Robert J. Anderson - President
That's a hard question to answer in that regard. What we will do is we'll end up with some 10,000 opportunity -- 10,000-foot opportunities that were previously 5,000 or 7,500s. And I don't have a ballpark number. But in one instance, we're working on that'll move 10 wells or so, maybe it's 8 wells from a 7,500 to a 10,000 footer. In another instance, it will move 5,000 foot laterals to 10,000 foot laterals where there hasn't been any drilling yet and that will really boost our economics. So I'm sorry, Jeff, I don't really have a number that I can quote you. Once we get these done, I'll be able to quote it.
Frank A. Lodzinski - Chairman & CEO
Yes, but if you look at our current PowerPoint, what page is that, Robert?
Robert J. Anderson - President
19.
Frank A. Lodzinski - Chairman & CEO
And you've been following us for some time. You'll see that we make slow but steady improvement in the number of longer laterals that we have. We're focused -- particularly now, we're focused on 10,000 foot laterals. But some of the economics that we're seeing in these shorter laterals still look very, very appealing. But the goal is to keep on working the land side to get more and more and more 10,000 footers.

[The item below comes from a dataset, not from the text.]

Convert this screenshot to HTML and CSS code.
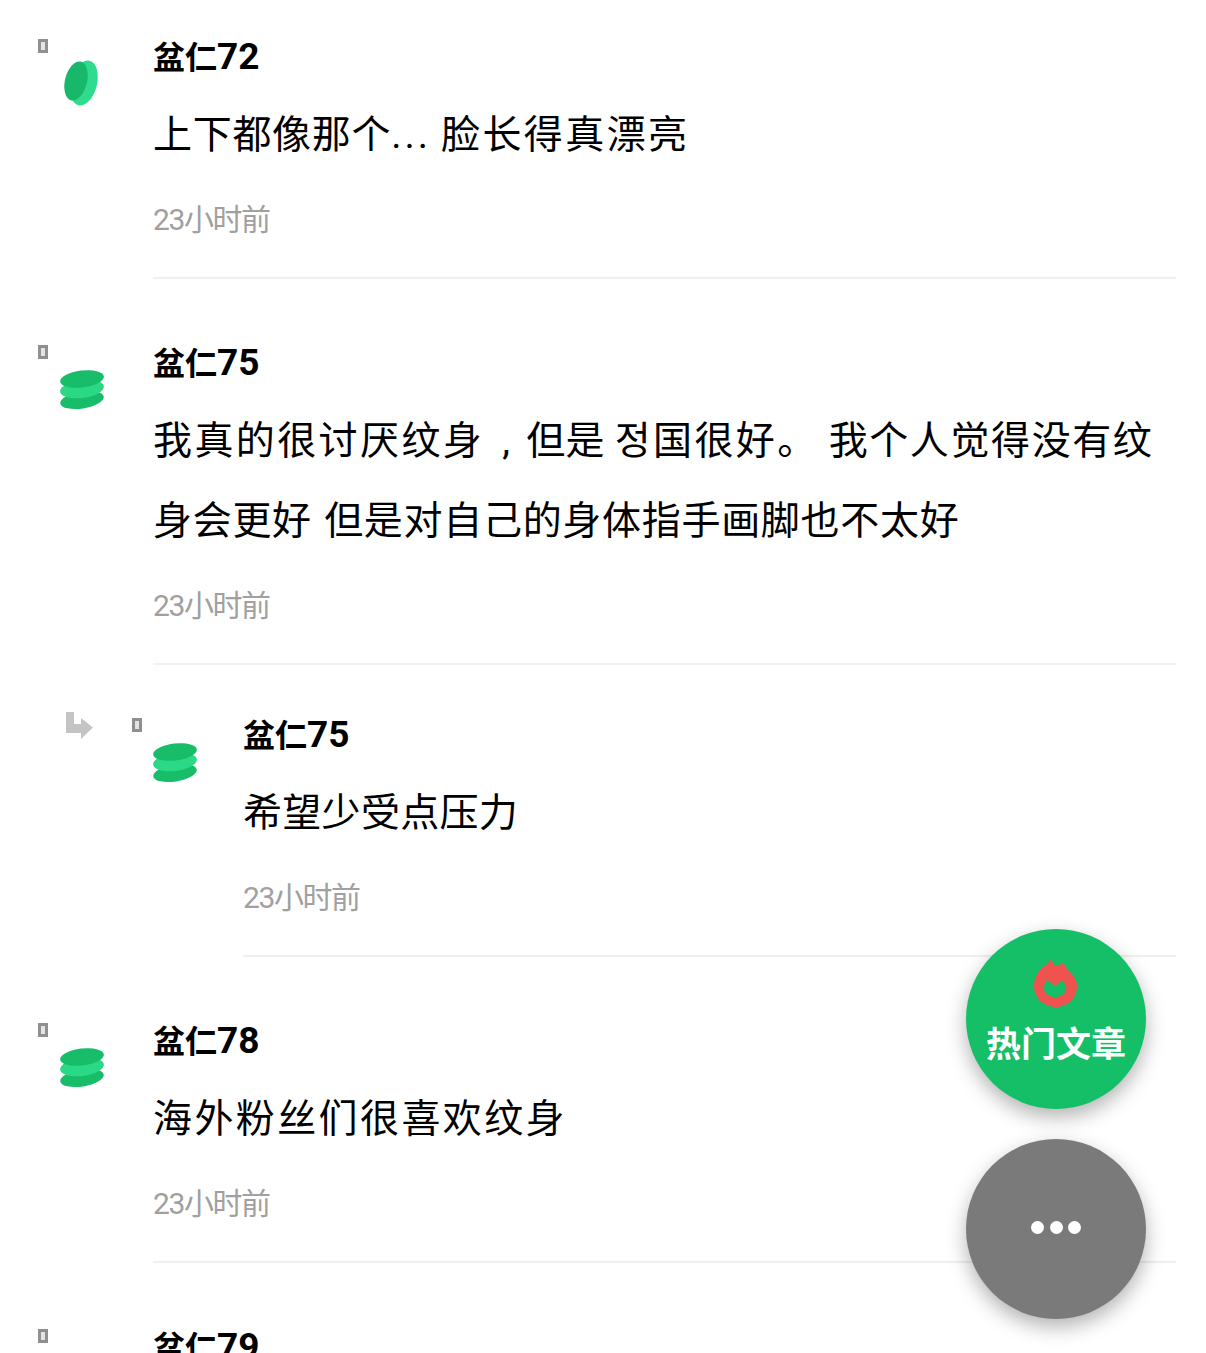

Jeffrey Scott Grampp - MD & Senior Research Analyst
All right, appreciate that. And then for my follow-up on that Lower Wolfcamp B well that you guys had that looks really strong here. Any -- I guess, I'm kind of curious if that was a surprise to you guys in a positive sense or if you had any indication internally on why that well performed so good here, if that was completion-related or it's just that -- that's a good resource that you guys are tapping into?
Robert J. Anderson - President
Well, Jeff, of course, we knew it's going to turn out like that. What do you want me to say? No, I'll tell you what, our guys geologically and completion-wise have done a great job on identifying what they think based on offset opportunities are wells that have been drilled and our own wells, and our log data of where to land these wells and then how to complete them. And we've just become probably better or more refined at where we're landing these wells. And sometimes mother nature cooperates and we get kind of results like this.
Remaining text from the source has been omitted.